Code that builds pages:
• • • •

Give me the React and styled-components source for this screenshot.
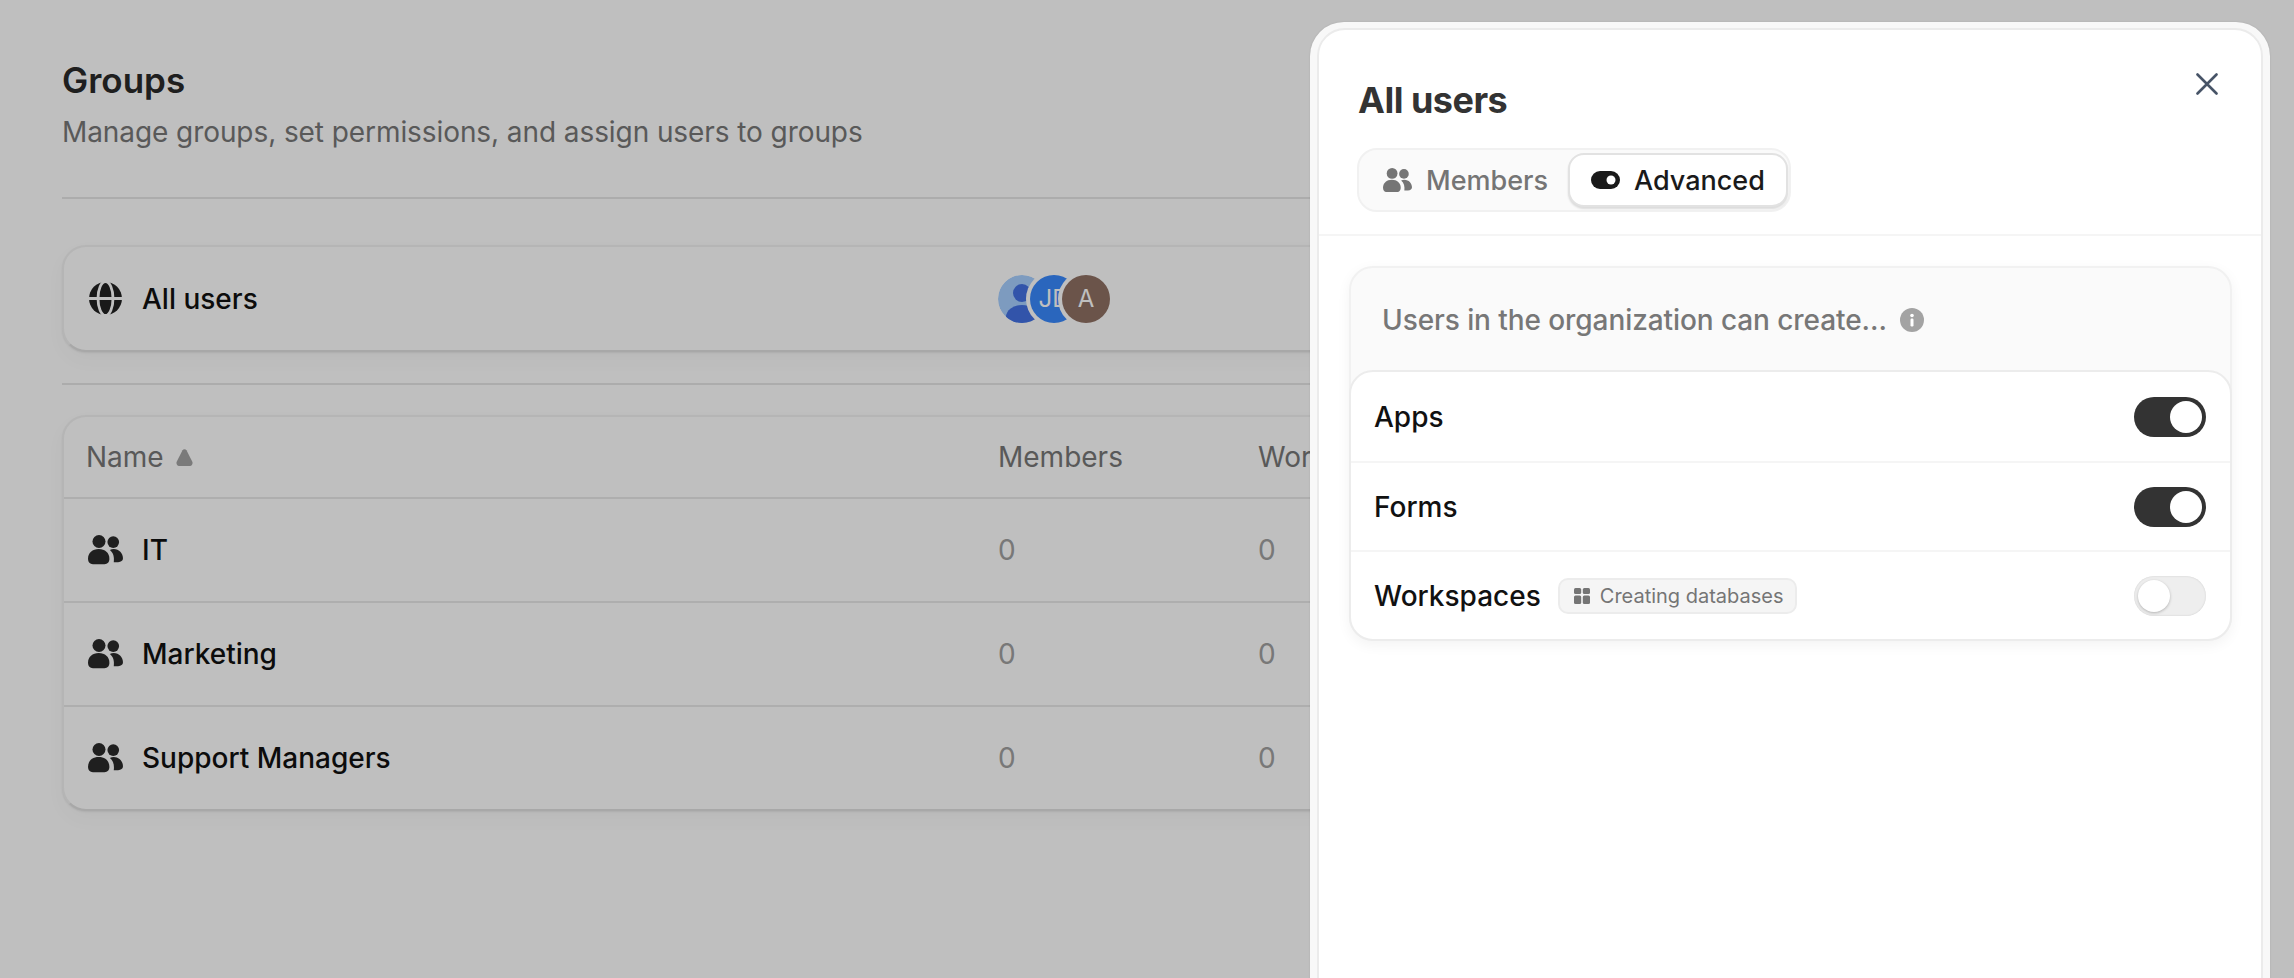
import React from "react";
import styled, { createGlobalStyle } from "styled-components";

const GlobalStyle = createGlobalStyle`
  html, body {
    margin: 0;
    height: 100%;
    background: #fff;
    overflow: hidden;
  }
  body {
    font-family: Inter, "Liberation Sans", sans-serif;
    -webkit-font-smoothing: antialiased;
  }
  * { box-sizing: border-box; }
`;

const UsersIcon = ({ size = 36 }) => (
  <svg width={size} height={size * 0.833} viewBox="0 0 36 30" fill="currentColor">
    <circle cx="11.300" cy="6.700" r="6.700" />
    <circle cx="26" cy="7.300" r="6" />
    <path d="M0 24.500C0 18.500 4.500 14.500 11 14.500S22 18.500 22 24.500C22 28 20 30 17 30H5C2 30 0 28 0 24.500z" />
    <path d="M22.500 15.500C23.800 14.800 25 14.500 26.500 14.500C32 14.500 36 19 36 24C36 26.500 34 28 31 28H26.500C27.200 23 26.200 18.500 22.500 15.500z" />
  </svg>
);

const GlobeIcon = () => (
  <svg width="33" height="33" viewBox="0 0 33 33">
    <circle cx="16.500" cy="16.500" r="16.500" fill="#222" />
    <ellipse cx="16.500" cy="16.500" rx="7.500" ry="17" fill="none" stroke="#fff" strokeWidth="2.800" />
    <path d="M0 16.500h33" stroke="#fff" strokeWidth="2.800" />
  </svg>
);

const ToggleIcon = () => (
  <svg width="29" height="18" viewBox="0 0 29 18">
    <rect width="29" height="18" rx="9" fill="#1a1a1a" />
    <circle cx="20" cy="9" r="4.500" fill="#fff" />
  </svg>
);

const CloseIcon = () => (
  <svg width="22" height="22" viewBox="0 0 22 22" fill="none" stroke="#475467" strokeWidth="2.600" strokeLinecap="round">
    <path d="M1.500 1.500l19 19M20.500 1.500l-19 19" />
  </svg>
);

const InfoIcon = () => (
  <svg width="24" height="24" viewBox="0 0 24 24">
    <circle cx="12" cy="12" r="12" fill="#a3a3a3" />
    <circle cx="12" cy="7.500" r="1.800" fill="#fff" />
    <rect x="10.500" y="10.500" width="3" height="8" rx="1.200" fill="#fff" />
  </svg>
);

const GridIcon = () => (
  <svg width="16" height="16" viewBox="0 0 16 16" fill="#757575">
    <rect width="7.200" height="6" rx="1.500" />
    <rect x="8.800" width="7.200" height="6" rx="1.500" />
    <rect y="7.600" width="7.200" height="8.400" rx="1.500" />
    <rect x="8.800" y="7.600" width="7.200" height="8.400" rx="1.500" />
  </svg>
);

const SortCaret = () => (
  <svg width="17" height="17" viewBox="0 0 17 17" fill="#a3a3a3">
    <path d="M6.500 1.200c.9-1.400 3.100-1.400 4 0l5.800 11.600c.8 1.800-.3 4.200-2.300 4.200H3c-2 0-3.100-2.400-2.300-4.200z" />
  </svg>
);

const PersonAvatar = () => (
  <svg width="48" height="48" viewBox="0 0 48 48">
    <circle cx="24" cy="24" r="24" fill="#a7cfff" />
    <circle cx="24" cy="18" r="9" fill="#4371e3" />
    <ellipse cx="24" cy="42" rx="16" ry="12" fill="#4371e3" />
  </svg>
);

const Page = styled.div`
  position: relative;
  width: 2294px;
  height: 978px;
  overflow: hidden;
  background: #fff;
`;

const Main = styled.main`
  padding: 56px 62px 0;
`;

const Title = styled.h1`
  margin: 0;
  font-size: 35px;
  line-height: 48px;
  font-weight: 600;
  color: #2a2a2a;
`;

const Subtitle = styled.p`
  margin: 8px 0 0;
  font-size: 28px;
  line-height: 40px;
  letter-spacing: -0.08px;
  color: #777;
`;

const Divider = styled.hr`
  margin: ${(p) => p.$top}px 0 ${(p) => p.$bottom}px;
  border: 0;
  height: 2px;
  background: #e6e6e6;
`;

const Card = styled.section`
  background: #fff;
  border: 2px solid #f2f2f2;
  border-bottom-color: #e0e0e0;
  border-radius: 24px;
  box-shadow: 0 1px 2px rgba(0, 0, 0, 0.08), 0 8px 20px rgba(0, 0, 0, 0.03);
  overflow: hidden;
`;

const AllUsersRow = styled.div`
  display: grid;
  grid-template-columns: 934px 1fr;
  align-items: center;
  height: 103px;
`;

const NameCell = styled.div`
  display: flex;
  align-items: center;
  gap: 19px;
  padding-left: 24px;
  font-size: 28px;
  font-weight: 500;
  color: #111;
`;

const Avatars = styled.div`
  display: flex;
`;

const Avatar = styled.div`
  width: 48px;
  height: 48px;
  border-radius: 50%;
  margin-left: ${(p) => (p.$first ? 0 : -16)}px;
  background: ${(p) => p.$bg || "transparent"};
  box-shadow: ${(p) => (p.$first ? "none" : "0 0 0 4px #fff")};
  color: #fff;
  font-size: 24px;
  display: flex;
  align-items: center;
  justify-content: center;
  position: relative;
  overflow: hidden;
`;

const TableRow = styled.div`
  display: grid;
  grid-template-columns: 934px 260px 1fr;
  align-items: center;
  height: ${(p) => (p.$head ? 80 : 104)}px;
  border-top: ${(p) => (p.$head ? 0 : "2px solid #e8e8e8")};
`;

const HeadCell = styled.div`
  display: flex;
  align-items: center;
  gap: 12px;
  padding-left: ${(p) => (p.$first ? 22 : 0)}px;
  font-size: 28px;
  color: #777;
`;

const CountCell = styled.div`
  font-size: 28px;
  color: #a0a0a0;
`;

const RowIcon = styled.span`
  display: inline-flex;
  justify-content: center;
  width: 35px;
  color: #2a2a2a;
`;

const Scrim = styled.div`
  position: absolute;
  inset: 0;
  background: rgba(0, 0, 0, 0.25);
`;

const Drawer = styled.aside`
  position: absolute;
  top: 22px;
  left: 1310px;
  width: 960px;
  height: 1000px;
  padding: 6px 7px 0;
  background: #f8f8f8;
  border-radius: 34px;
  box-shadow: 0 0 2px rgba(0, 0, 0, 0.12);
`;

const DrawerInner = styled.div`
  position: relative;
  height: 100%;
  background: #fff;
  border: 2px solid #ebebeb;
  border-radius: 28px;
`;

const DrawerHeader = styled.header`
  height: 206px;
  padding: 47px 39px 0;
  border-bottom: 2px solid #f5f5f5;
`;

const DrawerTitle = styled.h2`
  margin: 0;
  font-size: 36px;
  line-height: 46px;
  font-weight: 700;
  letter-spacing: -0.5px;
  color: #333;
`;

const CloseButton = styled.button`
  position: absolute;
  top: 43px;
  right: 43px;
  display: flex;
  padding: 0;
  border: 0;
  background: none;
`;

const Tabs = styled.div`
  display: inline-flex;
  align-items: center;
  height: 64px;
  margin: 25px 0 0 -1px;
  padding: 0 1px 0 24px;
  background: #fafafa;
  border: 2px solid #f1f1f1;
  border-radius: 20px;
`;

const Tab = styled.div`
  display: flex;
  align-items: center;
  gap: 14px;
  height: 54px;
  font-size: 27px;
  font-weight: 500;
  color: ${(p) => (p.$active ? "#1a1a1a" : "#757575")};
  ${(p) =>
    p.$active
      ? `
    margin-left: 20px;
    padding: 0 21px;
    background: #fff;
    border: 2px solid #e2e2e2;
    border-radius: 16px;
    box-shadow: 0 2px 2px rgba(0, 0, 0, 0.12);
  `
      : ""}
`;

const DrawerBody = styled.div`
  padding: 30px 29px 0 30px;
`;

const Settings = styled.section`
  background: #fafafa;
  border: 2px solid #f1f1f1;
  border-radius: 24px;
  box-shadow: 0 4px 14px rgba(0, 0, 0, 0.05);
`;

const SettingsHead = styled.div`
  display: flex;
  align-items: center;
  gap: 13px;
  height: 102px;
  padding: 2px 0 0 31px;
  font-size: 28px;
  font-weight: 500;
  letter-spacing: -0.08px;
  color: #777;
`;

const SettingsList = styled.div`
  margin: 0 -2px -2px;
  background: #fff;
  border: 2px solid #ececec;
  border-radius: 24px;
`;

const SettingRow = styled.div`
  display: flex;
  align-items: center;
  height: 89px;
  padding: 0 24px 0 23px;
  border-top: ${(p) => (p.$first ? 0 : "2px solid #f5f5f5")};
`;

const SettingLabel = styled.span`
  font-size: 28px;
  font-weight: 500;
  color: #111;
`;

const Badge = styled.span`
  display: inline-flex;
  align-items: center;
  gap: 10px;
  height: 36px;
  margin-left: 17px;
  padding: 0 11px 0 14px;
  background: #f5f5f5;
  border: 2px solid #ececec;
  border-radius: 10px;
  font-size: 20px;
  color: #757575;
`;

const Switch = styled.span`
  display: flex;
  justify-content: ${(p) => (p.$on ? "flex-end" : "flex-start")};
  align-items: center;
  width: 72px;
  height: 40px;
  margin-left: auto;
  padding: 0 4px;
  border-radius: 20px;
  background: ${(p) => (p.$on ? "#333" : "#eee")};
  box-shadow: ${(p) => (p.$on ? "none" : "inset 0 0 2px rgba(0,0,0,0.15)")};

  &::after {
    content: "";
    width: 32px;
    height: 32px;
    border-radius: 50%;
    background: #fff;
    box-shadow: ${(p) => (p.$on ? "none" : "0 1px 3px rgba(0,0,0,0.25)")};
  }
`;

const groups = ["IT", "Marketing", "Support Managers"];

export default function App() {
  return (
    <Page>
      <GlobalStyle />
      <Main>
        <Title>Groups</Title>
        <Subtitle>Manage groups, set permissions, and assign users to groups</Subtitle>
        <Divider $top={45} $bottom={46} />
        <Card>
          <AllUsersRow>
            <NameCell>
              <RowIcon>
                <GlobeIcon />
              </RowIcon>
              All users
            </NameCell>
            <Avatars>
              <Avatar $first>
                <PersonAvatar />
              </Avatar>
              <Avatar $bg="#3888fd">JD</Avatar>
              <Avatar $bg="#8f7063">A</Avatar>
            </Avatars>
          </AllUsersRow>
        </Card>
        <Divider $top={31} $bottom={30} />
        <Card>
          <TableRow $head>
            <HeadCell $first>
              Name
              <SortCaret />
            </HeadCell>
            <HeadCell>Members</HeadCell>
            <HeadCell>Workspaces</HeadCell>
          </TableRow>
          {groups.map((name) => (
            <TableRow key={name}>
              <NameCell>
                <RowIcon>
                  <UsersIcon size={35} />
                </RowIcon>
                {name}
              </NameCell>
              <CountCell>0</CountCell>
              <CountCell>0</CountCell>
            </TableRow>
          ))}
        </Card>
      </Main>
      <Scrim />
      <Drawer>
        <DrawerInner>
          <DrawerHeader>
            <DrawerTitle>All users</DrawerTitle>
            <CloseButton>
              <CloseIcon />
            </CloseButton>
            <Tabs>
              <Tab>
                <UsersIcon size={29} />
                Members
              </Tab>
              <Tab $active>
                <ToggleIcon />
                Advanced
              </Tab>
            </Tabs>
          </DrawerHeader>
          <DrawerBody>
            <Settings>
              <SettingsHead>
                Users in the organization can create...
                <InfoIcon />
              </SettingsHead>
              <SettingsList>
                <SettingRow $first>
                  <SettingLabel>Apps</SettingLabel>
                  <Switch $on />
                </SettingRow>
                <SettingRow>
                  <SettingLabel>Forms</SettingLabel>
                  <Switch $on />
                </SettingRow>
                <SettingRow>
                  <SettingLabel>Workspaces</SettingLabel>
                  <Badge>
                    <GridIcon />
                    Creating databases
                  </Badge>
                  <Switch />
                </SettingRow>
              </SettingsList>
            </Settings>
          </DrawerBody>
        </DrawerInner>
      </Drawer>
    </Page>
  );
}
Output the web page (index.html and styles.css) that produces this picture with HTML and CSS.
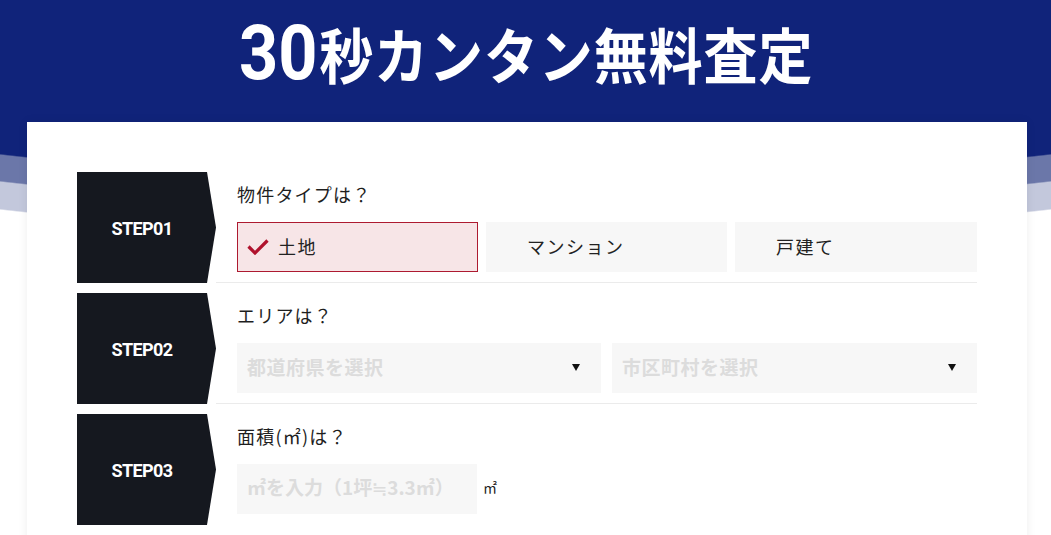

• • • •

> [What is being asked] Work through the records line by line and tally those holding "components". Reply with the number alone.

> [Answer for this exercise] 2